News site The Trade publishes a long interview with DTCC Deriv/Serv head Chris Childs. It puts its ”trade information warehouse”, TIW, in the light of both its past – stabilizing markets in the Lehman crisis – and future, which is to be DLT enabled.
The interview by The Trade with Chris Childs is long enough to offer deep dig-ins on several aspects of the ongoing efforts to create a global reporting framework for transactions in over-the-counter (OTC) derivatives.
Chris Childs’ DTCC Deriv/Serv plays a crucial role in the infrastructure, for example through its Global Trade Repository which processes trades relating to over 100.000 entities, with over 40 million positions, and a billion messages a month.
Could tell the truth
The work on remaining challenges, such as in the transparency of the OTC derivatives market, is encouraged by the historical positive impact the organization proved to have during the Lehman crisis of 2008.
”At the time of the crisis, there was speculation that CDS exposures could have been as high as $400 billion, but the TIW was able to demonstrate that net exposure was significantly lower than that, at $6 billion, producing a calming impact on the market and allowing regulators to understand what the total exposure in fact was. This type of standardised information across the credit derivatives market is what the industry is trying to replicate through mandatory trade reporting to registered trade repositories,” says Chris Childs.
DLT depends on more than tech
He discusses in depth why he definitely sees distributed ledger technology, DLT, as the basis for future platform generations. Yet he points out several factors on which its role in processing and trade reporting will depend.
”Firstly, there needs to be appetite and interest from the industry to invest and change to put more asset classes and functions onto distributed ledgers. Secondly, regulators need to have the ability to access the data and gain full transparency into the market. However, data standards must be in place for reporting requirements, data quality, formats, codes and fields. Concerns have already been raised across the industry that the proliferation of DLT-based initiatives utilising multiple protocols, programming languages, data fields and dictionaries could result in fragmentation, inefficiency and cost,” Chris Childs points out in his interview with The Trade.

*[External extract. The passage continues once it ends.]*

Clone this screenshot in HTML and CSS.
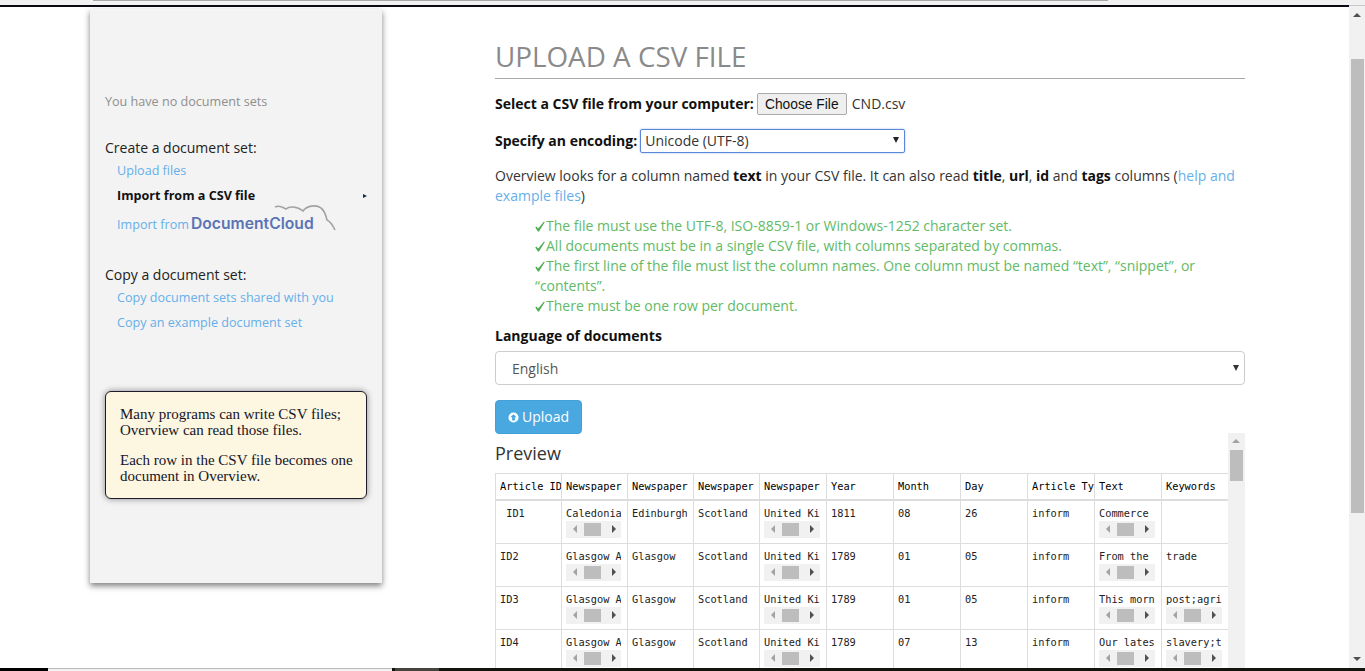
FILE: index.html
```html
<!DOCTYPE html>
<html lang="en">
<head>
    <meta charset="UTF-8">
    <meta name="viewport" content="width=device-width, initial-scale=1.0">
    <title>Upload a CSV file</title>
    <link rel="stylesheet" href="styles.css">
</head>
<body>

<div class="top-strip"><div class="top-strip-line"></div></div>

<div class="page">
    <div class="page-content">
        <aside class="sidebar">
            <p class="no-sets">You have no document sets</p>
            <h4 class="side-title">Create a document set:</h4>
            <ul class="side-list">
                <li><a href="#">Upload files</a></li>
                <li class="active">Import from a CSV file<span class="active-mark"></span></li>
                <li class="dc-item">
                    <a href="#">Import from</a><span class="dc-logo">DocumentCloud</span>
                    <svg class="dc-cloud" width="64" height="28" viewBox="0 0 64 28" fill="none" stroke="#a3a3a3" stroke-width="1.6">
                        <path d="M1 3 C5 1 9 3 12 5 C15 2 23 2 29 7 C32 2 42 0 47 4 C51 7 52 12 53 16 C56 17 58 20 61 26"/>
                    </svg>
                </li>
            </ul>
            <h4 class="side-title copy-title">Copy a document set:</h4>
            <ul class="side-list">
                <li><a href="#">Copy document sets shared with you</a></li>
                <li><a href="#">Copy an example document set</a></li>
            </ul>
            <div class="callout">
                <p>Many programs can write CSV files; Overview can read those files.</p>
                <p>Each row in the CSV file becomes one document in Overview.</p>
            </div>
        </aside>

        <main class="main">
            <h2 class="page-title">UPLOAD A CSV FILE</h2>

            <div class="field-row file-row">
                <b>Select a CSV file from your computer:</b>
                <button class="file-btn">Choose File</button>
                <span>CND.csv</span>
            </div>

            <div class="field-row enc-row">
                <b>Specify an encoding:</b>
                <div class="enc-select">Unicode (UTF-8)<span class="enc-arrow"></span></div>
            </div>

            <p class="intro">Overview looks for a column named <b>text</b> in your CSV file. It can also read <b>title</b>, <b>url</b>, <b>id</b> and <b>tags</b> columns (<a href="#">help and example files</a>)</p>

            <ul class="checks">
                <li><svg class="check" width="10" height="11" viewBox="0 0 10 11"><path d="M0.3 6.5 L1.2 5.6 L3.2 7.6 L9 0.6 L9.8 0.9 L4 10.6 L2.9 10.6 Z"/></svg>The file must use the UTF-8, ISO-8859-1 or Windows-1252 character set.</li>
                <li><svg class="check" width="10" height="11" viewBox="0 0 10 11"><path d="M0.3 6.5 L1.2 5.6 L3.2 7.6 L9 0.6 L9.8 0.9 L4 10.6 L2.9 10.6 Z"/></svg>All documents must be in a single CSV file, with columns separated by commas.</li>
                <li><svg class="check" width="10" height="11" viewBox="0 0 10 11"><path d="M0.3 6.5 L1.2 5.6 L3.2 7.6 L9 0.6 L9.8 0.9 L4 10.6 L2.9 10.6 Z"/></svg>The first line of the file must list the column names. One column must be named “text”, “snippet”, or “contents”.</li>
                <li><svg class="check" width="10" height="11" viewBox="0 0 10 11"><path d="M0.3 6.5 L1.2 5.6 L3.2 7.6 L9 0.6 L9.8 0.9 L4 10.6 L2.9 10.6 Z"/></svg>There must be one row per document.</li>
            </ul>

            <label class="lang-label">Language of documents</label>
            <div class="lang-select">English<span class="lang-arrow"></span></div>

            <button class="upload-btn">
                <svg width="11" height="11" viewBox="0 0 12 12"><circle cx="6" cy="6" r="5.5" fill="#fff"/><path d="M6 2.4 L9.4 5.8 H7.5 V9.2 H4.5 V5.8 H2.6 Z" fill="#4aa8e0"/></svg>
                <span class="upload-label">Upload</span>
            </button>

            <div class="preview">
                <div class="preview-body">
                    <h3 class="preview-title">Preview</h3>
                    <table class="csv-table">
                        <thead id="csv-head"></thead>
                        <tbody id="csv-rows"></tbody>
                    </table>
                </div>
                <div class="vbar preview-bar">
                    <span class="vbar-up"></span>
                    <span class="vbar-thumb"></span>
                </div>
            </div>
        </main>
    </div>

    <div class="vbar page-bar">
        <span class="vbar-up"></span>
        <span class="vbar-thumb"></span>
        <span class="vbar-down"></span>
    </div>
</div>

<div class="bottom-strip">
    <span class="strip-black"></span>
    <span class="strip-light"></span>
    <span class="strip-grey"></span>
    <span class="strip-dark"></span>
</div>

<script>
    const HEADERS = ['Article ID', 'Newspaper', 'Newspaper', 'Newspaper', 'Newspaper', 'Year', 'Month', 'Day', 'Article Type', 'Text', 'Keywords'];

    // a trailing * means the cell shows its own little scrollbar
    const ROWS = [
        [' ID1', 'Caledonian Mercury*', 'Edinburgh', 'Scotland', 'United Kingdom*', '1811', '08', '26', 'inform', 'Commerce of*', ''],
        ['ID2', 'Glasgow Advertiser*', 'Glasgow', 'Scotland', 'United Kingdom*', '1789', '01', '05', 'inform', 'From the Lo*', 'trade'],
        ['ID3', 'Glasgow Advertiser*', 'Glasgow', 'Scotland', 'United Kingdom*', '1789', '01', '05', 'inform', 'This morning*', 'post;agriculture*'],
        ['ID4', 'Glasgow Advertiser*', 'Glasgow', 'Scotland', 'United Kingdom*', '1789', '07', '13', 'inform', 'Our latest a*', 'slavery;trade*']
    ];

    function cellHtml(value) {
        if (!value.endsWith('*')) {
            return `<td><div class="cell-text">${value}</div></td>`;
        }
        return `<td><div class="cell-text">${value.slice(0, -1)}</div>
            <div class="hbar"><span class="hbar-left"></span><span class="hbar-thumb"></span><span class="hbar-right"></span></div></td>`;
    }

    document.getElementById('csv-head').innerHTML =
        '<tr>' + HEADERS.map(h => `<th><div class="head-text">${h}</div></th>`).join('') + '</tr>';
    document.getElementById('csv-rows').innerHTML =
        ROWS.map(row => '<tr>' + row.map(cellHtml).join('') + '</tr>').join('');
</script>

</body>
</html>
```

FILE: styles.css
```css
html, body {
    height: 100%;
}
body {
    margin: 0;
    overflow: hidden;
    background: #fff;
    color: #222;
    font-family: "Open Sans", sans-serif;
    font-size: 14px;
    line-height: 20px;
    display: flex;
    flex-direction: column;
}
a {
    color: #66afe9;
    text-decoration: none;
}

/* strip of the window above the page */
.top-strip {
    height: 5px;
    flex: none;
    background: #f1f1f1;
    padding-left: 93px;
    padding-right: 257px;
}
.top-strip-line {
    height: 1px;
    background: #a8a8a8;
}
.page {
    flex: 1;
    min-height: 0;
    display: flex;
}
.page-content {
    flex: 1;
    min-width: 0;
    border-top: 2px solid #0a0a14;
    display: flex;
    overflow: hidden;
}

/* left panel */
.sidebar {
    flex: none;
    width: 292px;
    height: 574px;
    margin-left: 90px;
    margin-top: 2px;
    padding: 83px 15px 0;
    box-sizing: border-box;
    background: #f3f3f3;
    box-shadow: 0 3px 6px rgba(0, 0, 0, 0.5);
}
.no-sets {
    margin: 0;
    color: #8f8f8f;
    font-size: 12.6px;
}
.side-title {
    margin: 26px 0 0;
    font-size: 14px;
    font-weight: 400;
    line-height: 20px;
}
.copy-title {
    margin-top: 26px;
}
.side-list {
    list-style: none;
    margin: 3px 0 0;
    padding: 0 0 0 12px;
    font-size: 12.6px;
}
.side-list li {
    height: 25px;
    line-height: 20px;
    position: relative;
}
.side-list .active {
    font-weight: 700;
    color: #111;
}
.active-mark {
    position: absolute;
    left: 246px;
    top: 8px;
    width: 0;
    height: 0;
    border-left: 4px solid #1a2a4a;
    border-top: 2px solid transparent;
    border-bottom: 2px solid transparent;
}
.dc-item {
    padding-top: 3px;
}
.dc-logo {
    margin-left: 2px;
    color: #5b74b5;
    font-family: "Inter", sans-serif;
    font-size: 15.7px;
    font-weight: 600;
}
.dc-cloud {
    position: absolute;
    left: 157px;
    top: -7px;
}
.callout {
    margin-top: 53px;
    width: 262px;
    height: 108px;
    box-sizing: border-box;
    padding: 14px 10px 0 14px;
    background: #fdf6e0;
    border: 1px solid #1c1c2c;
    border-radius: 6px;
    box-shadow: 0 0 6px rgba(0, 0, 0, 0.45);
    font-family: "Liberation Serif", serif;
    font-size: 15px;
    line-height: 16px;
    color: #14142a;
}
.callout p {
    margin: 0 0 14px;
}

/* main column */
.main {
    flex: none;
    width: 750px;
    margin-left: 113px;
}
.page-title {
    margin: 32px 0 0;
    padding-bottom: 5px;
    font-size: 27.8px;
    font-weight: 400;
    line-height: 34px;
    color: #8a8a8a;
    border-bottom: 1px solid #a8a8a8;
}
.field-row {
    display: flex;
    align-items: center;
    color: #333;
}
.field-row b {
    color: #111;
}
.file-row {
    margin-top: 14px;
    height: 22px;
}
.file-btn {
    margin-left: 3px;
    margin-right: 5px;
    width: 90px;
    height: 22px;
    padding: 0;
    background: #efefef;
    border: 1px solid #aaa;
    border-radius: 2px;
    color: #111;
    font-family: "Liberation Sans", sans-serif;
    font-size: 13.8px;
}
.enc-row {
    margin-top: 14px;
    height: 24px;
}
.enc-select {
    flex: none;
    position: relative;
    margin-left: 3px;
    width: 265px;
    height: 24px;
    box-sizing: border-box;
    padding-left: 4px;
    border: 1px solid #5b87d8;
    border-radius: 2px;
    box-shadow: 0 0 2px #8fb4ee;
    line-height: 22px;
}
.enc-arrow {
    position: absolute;
    right: 5px;
    top: 7px;
    border-top: 6px solid #222;
    border-left: 3px solid transparent;
    border-right: 3px solid transparent;
}
.intro {
    margin: 13px 0 0;
    color: #333;
}
.intro b {
    color: #111;
}
.checks {
    list-style: none;
    margin: 10px 0 0;
    padding: 0 0 0 40px;
    color: #62ba66;
}
.check {
    margin-right: 1px;
    vertical-align: -1px;
    fill: #4cae50;
}
.lang-label {
    display: block;
    margin-top: 10px;
    font-weight: 700;
    color: #111;
}
.lang-select {
    position: relative;
    margin-top: 5px;
    height: 34px;
    box-sizing: border-box;
    padding-left: 16px;
    border: 1px solid #ccc;
    border-radius: 4px;
    line-height: 34px;
    color: #555;
}
.lang-arrow {
    position: absolute;
    right: 5px;
    top: 13px;
    border-top: 6px solid #333;
    border-left: 3px solid transparent;
    border-right: 3px solid transparent;
}
.upload-btn {
    display: flex;
    align-items: center;
    gap: 3px;
    margin-top: 15px;
    width: 87px;
    height: 34px;
    padding: 0 0 0 12px;
    background: #4aa8e0;
    border: 1px solid #44a0d8;
    border-radius: 4px;
    color: #fff;
    font-family: "Open Sans", sans-serif;
    font-size: 14px;
}
.upload-label {
    margin-bottom: 2px;
}

/* preview box */
.preview {
    display: flex;
    margin-top: -1px;
    height: 240px;
    overflow: hidden;
}
.preview-body {
    flex: 1;
    min-width: 0;
}
.preview-title {
    margin: 8px 0 8px;
    font-size: 18px;
    font-weight: 400;
    line-height: 24px;
    color: #333;
}
.csv-table {
    table-layout: fixed;
    width: 733px;
    border-collapse: collapse;
    font-family: "DejaVu Sans Mono", monospace;
    font-size: 10.3px;
    line-height: 14px;
    color: #222;
}
.csv-table th,
.csv-table td {
    border: 1px solid #ddd;
    text-align: left;
    vertical-align: top;
    font-weight: 400;
}
.csv-table td {
    padding: 5px 6px 4px 4px;
    height: 33px;
}
.csv-table th {
    box-sizing: border-box;
    width: 67px;
    height: 26px;
    padding: 5px 0 4px 4px;
    overflow: hidden;
    border-bottom-width: 2px;
    color: #000;
}
.csv-table th:nth-child(-n+4) {
    width: 66px;
}
.head-text {
    white-space: pre;
}
.cell-text {
    white-space: pre;
    overflow: hidden;
}
.hbar {
    display: flex;
    align-items: center;
    height: 17px;
    margin-top: 1px;
    background: #f1f1f1;
    padding-left: 7px;
}
.hbar-left {
    border-right: 4px solid #a3a3a3;
    border-top: 4px solid transparent;
    border-bottom: 4px solid transparent;
}
.hbar-thumb {
    width: 17px;
    height: 13px;
    margin-left: 7px;
    background: #bdbdbd;
}
.hbar-right {
    margin-left: 11px;
    border-left: 4px solid #505050;
    border-top: 4px solid transparent;
    border-bottom: 4px solid transparent;
}

/* vertical scrollbars */
.vbar {
    flex: none;
    position: relative;
    width: 17px;
    background: #f1f1f1;
}
.preview-bar {
    height: 100%;
}
.vbar-up,
.vbar-down {
    position: absolute;
    left: 4px;
    border-left: 4px solid transparent;
    border-right: 4px solid transparent;
}
.vbar-up {
    top: 6px;
    border-bottom: 4px solid #505050;
}
.preview-bar .vbar-up {
    border-bottom-color: #a3a3a3;
}
.vbar-down {
    bottom: 10px;
    border-top: 4px solid #505050;
}
.vbar-thumb {
    position: absolute;
    left: 2px;
    width: 13px;
    background: #bdbdbd;
}
.preview-bar .vbar-thumb {
    top: 17px;
    height: 31px;
}
.page-bar {
    width: 16px;
    border-top: 1px solid #c8c8c8;
    box-sizing: border-box;
}
.page-bar .vbar-up {
    top: 7px;
}
.page-bar .vbar-thumb {
    top: 53px;
    height: 454px;
}

/* strip of the window under the page */
.bottom-strip {
    position: fixed;
    left: 0;
    right: 0;
    bottom: 0;
    height: 3px;
    display: flex;
    background: #14140e;
}
.strip-black {
    width: 48px;
    background: #000;
}
.strip-light {
    width: 344px;
    box-sizing: border-box;
    background: #f1f1f1;
    border-top: 1px solid #bbb;
}
.strip-grey {
    width: 44px;
    margin-left: 3px;
    background: #45453d;
}
.strip-dark {
    flex: 1;
}
```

”One of the reasons why we were able to start this project is that the TIW had already defined standardised process flows and data models. This helped to make credit derivatives an ideal test case,” he notes.
”Bolstered by common data standards and governance, a DLT-based TIW can enable the industry to process and report to regulators from the same data record. From there, the industry could leverage the data collected to deliver new value-added services, further reduce costs and mitigate both operational and systemic risks.”